Repeat every line exactly, keeping the pictures out of the copy.

Material provided:
────────
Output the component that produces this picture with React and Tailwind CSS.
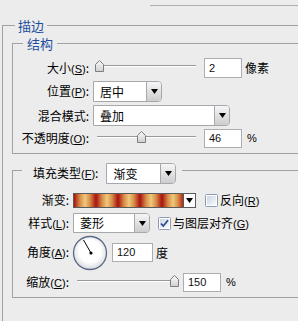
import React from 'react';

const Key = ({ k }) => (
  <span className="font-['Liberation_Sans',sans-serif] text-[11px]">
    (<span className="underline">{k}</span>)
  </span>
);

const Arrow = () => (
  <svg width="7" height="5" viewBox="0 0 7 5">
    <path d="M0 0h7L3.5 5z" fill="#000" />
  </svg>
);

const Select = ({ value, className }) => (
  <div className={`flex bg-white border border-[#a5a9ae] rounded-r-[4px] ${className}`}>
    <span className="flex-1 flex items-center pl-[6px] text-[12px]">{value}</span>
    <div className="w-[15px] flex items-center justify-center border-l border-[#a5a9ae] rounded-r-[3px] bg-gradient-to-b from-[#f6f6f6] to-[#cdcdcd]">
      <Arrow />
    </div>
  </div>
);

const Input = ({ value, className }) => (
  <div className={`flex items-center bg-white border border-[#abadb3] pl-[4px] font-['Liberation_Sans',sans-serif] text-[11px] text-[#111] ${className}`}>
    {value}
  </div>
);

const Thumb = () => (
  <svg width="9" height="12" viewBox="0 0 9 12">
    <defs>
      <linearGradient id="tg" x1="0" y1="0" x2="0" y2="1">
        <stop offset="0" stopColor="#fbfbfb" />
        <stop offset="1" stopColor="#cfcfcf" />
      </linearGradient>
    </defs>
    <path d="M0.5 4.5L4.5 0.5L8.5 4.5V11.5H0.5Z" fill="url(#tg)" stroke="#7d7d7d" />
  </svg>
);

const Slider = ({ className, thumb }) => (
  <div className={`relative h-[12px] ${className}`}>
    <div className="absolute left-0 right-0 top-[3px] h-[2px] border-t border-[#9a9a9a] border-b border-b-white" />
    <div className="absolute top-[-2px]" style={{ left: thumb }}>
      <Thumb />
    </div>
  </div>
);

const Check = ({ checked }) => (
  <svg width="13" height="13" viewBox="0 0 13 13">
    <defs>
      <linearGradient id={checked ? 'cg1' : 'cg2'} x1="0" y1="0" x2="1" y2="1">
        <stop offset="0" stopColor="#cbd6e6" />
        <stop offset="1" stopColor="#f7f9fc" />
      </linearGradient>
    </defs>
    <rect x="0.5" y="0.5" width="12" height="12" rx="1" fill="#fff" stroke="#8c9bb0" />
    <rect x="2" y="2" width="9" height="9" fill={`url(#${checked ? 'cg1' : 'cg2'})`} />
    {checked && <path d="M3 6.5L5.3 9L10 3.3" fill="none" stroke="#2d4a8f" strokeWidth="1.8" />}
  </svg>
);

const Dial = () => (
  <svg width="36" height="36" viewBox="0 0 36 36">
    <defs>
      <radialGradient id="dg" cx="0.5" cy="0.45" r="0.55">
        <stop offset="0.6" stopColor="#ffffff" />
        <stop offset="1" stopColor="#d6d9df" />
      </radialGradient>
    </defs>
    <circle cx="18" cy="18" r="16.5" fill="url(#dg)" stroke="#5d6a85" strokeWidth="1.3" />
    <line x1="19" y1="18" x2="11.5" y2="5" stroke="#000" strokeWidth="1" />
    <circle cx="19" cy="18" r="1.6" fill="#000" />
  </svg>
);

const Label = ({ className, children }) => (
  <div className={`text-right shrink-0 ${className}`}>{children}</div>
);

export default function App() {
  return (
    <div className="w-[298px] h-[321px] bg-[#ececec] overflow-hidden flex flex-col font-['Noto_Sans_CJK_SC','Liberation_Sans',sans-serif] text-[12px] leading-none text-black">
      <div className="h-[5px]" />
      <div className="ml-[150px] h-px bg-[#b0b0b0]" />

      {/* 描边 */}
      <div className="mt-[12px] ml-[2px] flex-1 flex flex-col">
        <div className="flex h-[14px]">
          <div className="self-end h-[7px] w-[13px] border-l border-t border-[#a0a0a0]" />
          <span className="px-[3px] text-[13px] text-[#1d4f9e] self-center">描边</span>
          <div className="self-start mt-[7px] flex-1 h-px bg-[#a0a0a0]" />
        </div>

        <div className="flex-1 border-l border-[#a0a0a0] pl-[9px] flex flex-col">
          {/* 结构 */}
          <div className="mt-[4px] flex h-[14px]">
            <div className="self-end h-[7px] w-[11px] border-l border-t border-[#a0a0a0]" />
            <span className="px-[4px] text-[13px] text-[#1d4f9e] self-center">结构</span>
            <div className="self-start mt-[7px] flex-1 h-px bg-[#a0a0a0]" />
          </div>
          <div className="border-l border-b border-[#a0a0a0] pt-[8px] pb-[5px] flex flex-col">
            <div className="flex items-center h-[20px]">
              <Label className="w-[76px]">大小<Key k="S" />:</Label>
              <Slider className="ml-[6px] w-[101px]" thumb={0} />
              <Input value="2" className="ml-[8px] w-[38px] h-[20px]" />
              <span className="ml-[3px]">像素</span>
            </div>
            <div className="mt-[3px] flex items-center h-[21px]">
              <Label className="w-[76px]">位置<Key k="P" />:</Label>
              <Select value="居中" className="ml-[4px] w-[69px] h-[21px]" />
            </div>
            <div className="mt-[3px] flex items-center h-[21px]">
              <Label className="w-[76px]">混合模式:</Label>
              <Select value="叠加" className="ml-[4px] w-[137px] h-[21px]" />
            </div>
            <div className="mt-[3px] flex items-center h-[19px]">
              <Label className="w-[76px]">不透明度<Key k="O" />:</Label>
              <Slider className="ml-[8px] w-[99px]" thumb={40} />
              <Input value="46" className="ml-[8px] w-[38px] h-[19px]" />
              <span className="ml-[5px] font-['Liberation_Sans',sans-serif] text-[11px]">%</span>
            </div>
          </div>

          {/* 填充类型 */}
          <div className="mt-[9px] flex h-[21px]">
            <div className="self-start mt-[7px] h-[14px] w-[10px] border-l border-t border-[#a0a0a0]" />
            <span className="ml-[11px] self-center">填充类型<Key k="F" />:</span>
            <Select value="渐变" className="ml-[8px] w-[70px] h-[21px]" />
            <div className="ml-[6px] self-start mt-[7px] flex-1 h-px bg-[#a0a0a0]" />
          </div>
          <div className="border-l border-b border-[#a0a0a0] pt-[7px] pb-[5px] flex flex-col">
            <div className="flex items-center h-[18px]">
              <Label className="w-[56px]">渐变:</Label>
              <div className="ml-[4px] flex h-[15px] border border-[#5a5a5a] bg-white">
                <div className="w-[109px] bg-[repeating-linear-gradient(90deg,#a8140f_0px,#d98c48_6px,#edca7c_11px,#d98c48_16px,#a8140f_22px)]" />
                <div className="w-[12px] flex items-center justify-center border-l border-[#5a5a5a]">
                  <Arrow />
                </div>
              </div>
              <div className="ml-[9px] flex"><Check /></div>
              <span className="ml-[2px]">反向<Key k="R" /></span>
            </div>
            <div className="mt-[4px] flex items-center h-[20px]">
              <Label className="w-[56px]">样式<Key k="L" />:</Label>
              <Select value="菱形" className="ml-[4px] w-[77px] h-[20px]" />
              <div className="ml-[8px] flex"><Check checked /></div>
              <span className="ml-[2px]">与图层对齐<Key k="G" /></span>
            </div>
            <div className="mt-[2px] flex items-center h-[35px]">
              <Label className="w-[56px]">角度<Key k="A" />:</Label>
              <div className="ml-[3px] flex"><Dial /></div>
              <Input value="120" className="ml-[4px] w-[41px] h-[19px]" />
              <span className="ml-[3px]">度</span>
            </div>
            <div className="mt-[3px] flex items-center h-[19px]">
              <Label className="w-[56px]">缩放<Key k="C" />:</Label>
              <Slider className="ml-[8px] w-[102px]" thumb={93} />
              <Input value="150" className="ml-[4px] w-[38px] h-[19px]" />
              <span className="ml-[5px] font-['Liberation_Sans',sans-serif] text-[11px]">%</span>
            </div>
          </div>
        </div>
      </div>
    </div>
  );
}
────────
Problem solution:
Output the component that produces this picture with React and Tailwind CSS.
import React from 'react';

const Key = ({ k }) => (
  <span className="font-['Liberation_Sans',sans-serif] text-[11px]">
    (<span className="underline">{k}</span>)
  </span>
);

const Arrow = () => (
  <svg width="7" height="5" viewBox="0 0 7 5">
    <path d="M0 0h7L3.5 5z" fill="#000" />
  </svg>
);

const Select = ({ value, className }) => (
  <div className={`flex bg-white border border-[#a5a9ae] rounded-r-[4px] ${className}`}>
    <span className="flex-1 flex items-center pl-[6px] text-[12px]">{value}</span>
    <div className="w-[15px] flex items-center justify-center border-l border-[#a5a9ae] rounded-r-[3px] bg-gradient-to-b from-[#f6f6f6] to-[#cdcdcd]">
      <Arrow />
    </div>
  </div>
);

const Input = ({ value, className }) => (
  <div className={`flex items-center bg-white border border-[#abadb3] pl-[4px] font-['Liberation_Sans',sans-serif] text-[11px] text-[#111] ${className}`}>
    {value}
  </div>
);

const Thumb = () => (
  <svg width="9" height="12" viewBox="0 0 9 12">
    <defs>
      <linearGradient id="tg" x1="0" y1="0" x2="0" y2="1">
        <stop offset="0" stopColor="#fbfbfb" />
        <stop offset="1" stopColor="#cfcfcf" />
      </linearGradient>
    </defs>
    <path d="M0.5 4.5L4.5 0.5L8.5 4.5V11.5H0.5Z" fill="url(#tg)" stroke="#7d7d7d" />
  </svg>
);

const Slider = ({ className, thumb }) => (
  <div className={`relative h-[12px] ${className}`}>
    <div className="absolute left-0 right-0 top-[3px] h-[2px] border-t border-[#9a9a9a] border-b border-b-white" />
    <div className="absolute top-[-2px]" style={{ left: thumb }}>
      <Thumb />
    </div>
  </div>
);

const Check = ({ checked }) => (
  <svg width="13" height="13" viewBox="0 0 13 13">
    <defs>
      <linearGradient id={checked ? 'cg1' : 'cg2'} x1="0" y1="0" x2="1" y2="1">
        <stop offset="0" stopColor="#cbd6e6" />
        <stop offset="1" stopColor="#f7f9fc" />
      </linearGradient>
    </defs>
    <rect x="0.5" y="0.5" width="12" height="12" rx="1" fill="#fff" stroke="#8c9bb0" />
    <rect x="2" y="2" width="9" height="9" fill={`url(#${checked ? 'cg1' : 'cg2'})`} />
    {checked && <path d="M3 6.5L5.3 9L10 3.3" fill="none" stroke="#2d4a8f" strokeWidth="1.8" />}
  </svg>
);

const Dial = () => (
  <svg width="36" height="36" viewBox="0 0 36 36">
    <defs>
      <radialGradient id="dg" cx="0.5" cy="0.45" r="0.55">
        <stop offset="0.6" stopColor="#ffffff" />
        <stop offset="1" stopColor="#d6d9df" />
      </radialGradient>
    </defs>
    <circle cx="18" cy="18" r="16.5" fill="url(#dg)" stroke="#5d6a85" strokeWidth="1.3" />
    <line x1="19" y1="18" x2="11.5" y2="5" stroke="#000" strokeWidth="1" />
    <circle cx="19" cy="18" r="1.6" fill="#000" />
  </svg>
);

const Label = ({ className, children }) => (
  <div className={`text-right shrink-0 ${className}`}>{children}</div>
);

export default function App() {
  return (
    <div className="w-[298px] h-[321px] bg-[#ececec] overflow-hidden flex flex-col font-['Noto_Sans_CJK_SC','Liberation_Sans',sans-serif] text-[12px] leading-none text-black">
      <div className="h-[5px]" />
      <div className="ml-[150px] h-px bg-[#b0b0b0]" />

      {/* 描边 */}
      <div className="mt-[12px] ml-[2px] flex-1 flex flex-col">
        <div className="flex h-[14px]">
          <div className="self-end h-[7px] w-[13px] border-l border-t border-[#a0a0a0]" />
          <span className="px-[3px] text-[13px] text-[#1d4f9e] self-center">描边</span>
          <div className="self-start mt-[7px] flex-1 h-px bg-[#a0a0a0]" />
        </div>

        <div className="flex-1 border-l border-[#a0a0a0] pl-[9px] flex flex-col">
          {/* 结构 */}
          <div className="mt-[4px] flex h-[14px]">
            <div className="self-end h-[7px] w-[11px] border-l border-t border-[#a0a0a0]" />
            <span className="px-[4px] text-[13px] text-[#1d4f9e] self-center">结构</span>
            <div className="self-start mt-[7px] flex-1 h-px bg-[#a0a0a0]" />
          </div>
          <div className="border-l border-b border-[#a0a0a0] pt-[8px] pb-[5px] flex flex-col">
            <div className="flex items-center h-[20px]">
              <Label className="w-[76px]">大小<Key k="S" />:</Label>
              <Slider className="ml-[6px] w-[101px]" thumb={0} />
              <Input value="2" className="ml-[8px] w-[38px] h-[20px]" />
              <span className="ml-[3px]">像素</span>
            </div>
            <div className="mt-[3px] flex items-center h-[21px]">
              <Label className="w-[76px]">位置<Key k="P" />:</Label>
              <Select value="居中" className="ml-[4px] w-[69px] h-[21px]" />
            </div>
            <div className="mt-[3px] flex items-center h-[21px]">
              <Label className="w-[76px]">混合模式:</Label>
              <Select value="叠加" className="ml-[4px] w-[137px] h-[21px]" />
            </div>
            <div className="mt-[3px] flex items-center h-[19px]">
              <Label className="w-[76px]">不透明度<Key k="O" />:</Label>
              <Slider className="ml-[8px] w-[99px]" thumb={40} />
              <Input value="46" className="ml-[8px] w-[38px] h-[19px]" />
              <span className="ml-[5px] font-['Liberation_Sans',sans-serif] text-[11px]">%</span>
            </div>
          </div>

          {/* 填充类型 */}
          <div className="mt-[9px] flex h-[21px]">
            <div className="self-start mt-[7px] h-[14px] w-[10px] border-l border-t border-[#a0a0a0]" />
            <span className="ml-[11px] self-center">填充类型<Key k="F" />:</span>
            <Select value="渐变" className="ml-[8px] w-[70px] h-[21px]" />
            <div className="ml-[6px] self-start mt-[7px] flex-1 h-px bg-[#a0a0a0]" />
          </div>
          <div className="border-l border-b border-[#a0a0a0] pt-[7px] pb-[5px] flex flex-col">
            <div className="flex items-center h-[18px]">
              <Label className="w-[56px]">渐变:</Label>
              <div className="ml-[4px] flex h-[15px] border border-[#5a5a5a] bg-white">
                <div className="w-[109px] bg-[repeating-linear-gradient(90deg,#a8140f_0px,#d98c48_6px,#edca7c_11px,#d98c48_16px,#a8140f_22px)]" />
                <div className="w-[12px] flex items-center justify-center border-l border-[#5a5a5a]">
                  <Arrow />
                </div>
              </div>
              <div className="ml-[9px] flex"><Check /></div>
              <span className="ml-[2px]">反向<Key k="R" /></span>
            </div>
            <div className="mt-[4px] flex items-center h-[20px]">
              <Label className="w-[56px]">样式<Key k="L" />:</Label>
              <Select value="菱形" className="ml-[4px] w-[77px] h-[20px]" />
              <div className="ml-[8px] flex"><Check checked /></div>
              <span className="ml-[2px]">与图层对齐<Key k="G" /></span>
            </div>
            <div className="mt-[2px] flex items-center h-[35px]">
              <Label className="w-[56px]">角度<Key k="A" />:</Label>
              <div className="ml-[3px] flex"><Dial /></div>
              <Input value="120" className="ml-[4px] w-[41px] h-[19px]" />
              <span className="ml-[3px]">度</span>
            </div>
            <div className="mt-[3px] flex items-center h-[19px]">
              <Label className="w-[56px]">缩放<Key k="C" />:</Label>
              <Slider className="ml-[8px] w-[102px]" thumb={93} />
              <Input value="150" className="ml-[4px] w-[38px] h-[19px]" />
              <span className="ml-[5px] font-['Liberation_Sans',sans-serif] text-[11px]">%</span>
            </div>
          </div>
        </div>
      </div>
    </div>
  );
}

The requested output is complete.